Your available savings
They will need to be in an easily accessible form so that you can meet any deposits and charges as they arise. Because of current Money Laundering Regulation we will require written confirmation of the origins of this money.

Mortgage
Lenders will usually lend up to about 95% of their valuation of a property, depending on its age and condition, although some will advance more. Your income is also important. Normally loans are available for up to 3 and a half times the main earner’s income, however these guidelines can be exceeded. You should have in mind what you can afford. Remember the statutory warning “Your home is at risk if you do not keep up repayments on a mortgage or other loan secured on it”.

The cost of moving
See the checklist at the end of the booklet. The value of your existing home If you have a home to sell, it is important to take into account such items as the cost of selling your property when calculating how much you can afford on a new home.
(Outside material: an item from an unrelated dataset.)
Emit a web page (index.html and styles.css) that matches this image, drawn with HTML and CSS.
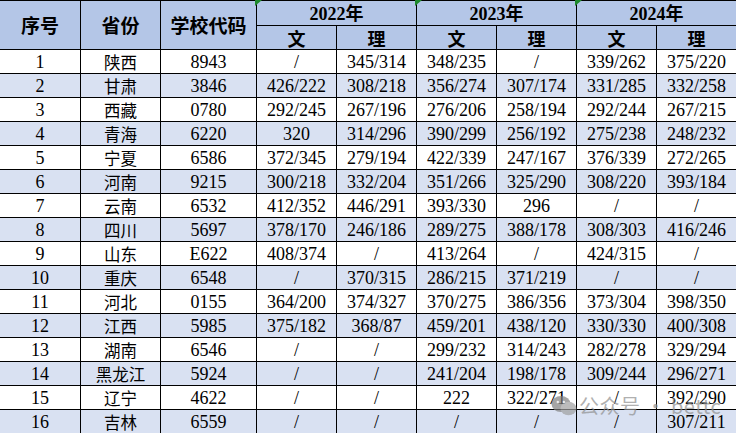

It may also be advisable to be reasonably conservative in your expectations of how much you can afford on a new home. It may also be advisable to be reasonably conservative in your expectations of the price your existing property might fetch. When you have found a home that you want to buy and you negotiate the price, your offer should always include the words “subject to contract”. This means that you can withdraw from the purchase at any time until the contracts are exchanged.
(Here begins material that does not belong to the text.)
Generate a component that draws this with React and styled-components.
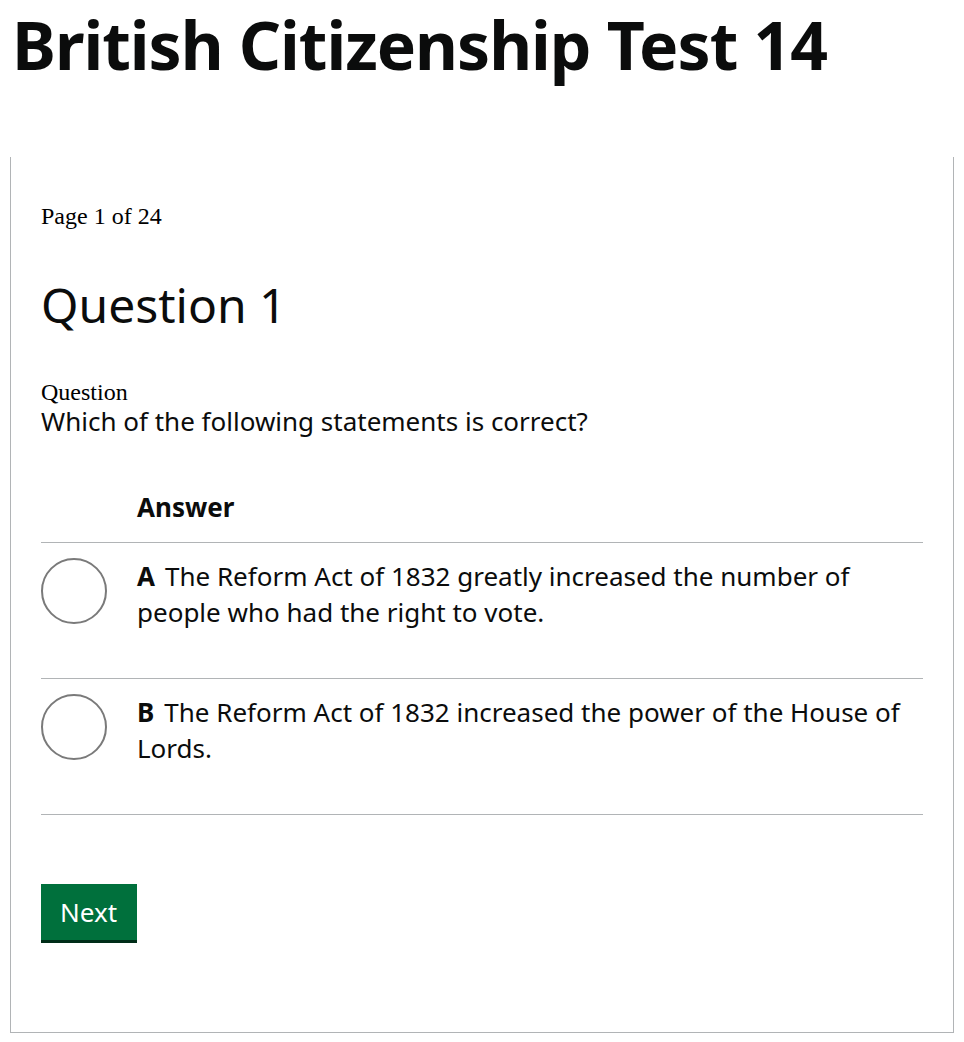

You should also check which fixtures and fittings are included in the purchase price at the time you make the offer. It is usually a good idea to make a list so that they can be included in the contract.

After the offer is accepted
If your offer is accepted, give the estate agent your solicitor’s name and address so that the legal part of the transaction can start quickly.

Complete your mortgage application as fast as possible. Arrange to have the deposit available for the time when contracts are exchanged. Usually, it is 10% of the purchase price.

Mortgages – the choice
A wide range of institutions now offer mortgage facilities including building societies, banks, insurance companies and home loan companies. The choice can be bewildering so ask your financial adviser for the best choice for you.

REPAYMENT MORTGAGE
The majority of home loans are still made on repayment of capital and interest basis. Each month you make regular payments of both capital and interest to the lender. During the early years of the mortgage, you will normally pay off relatively little of the capital because the repayments largely consist of interest. In the second half of the loan repayment period, the capital element is generally larger.

It is normally a good idea to cover the amount of the mortgage with a life assurance policy so that the loan is paid off if you die.

INTEREST ONLY MORTGAGE
These are more common for Buy To Let clients, but as the name suggests they are mortgages where monthly instalments only cover interest. The principal loan remains the same.

It follows that it is wise to have a vehicle to repay the loan itself upon expiry of the term of the loan.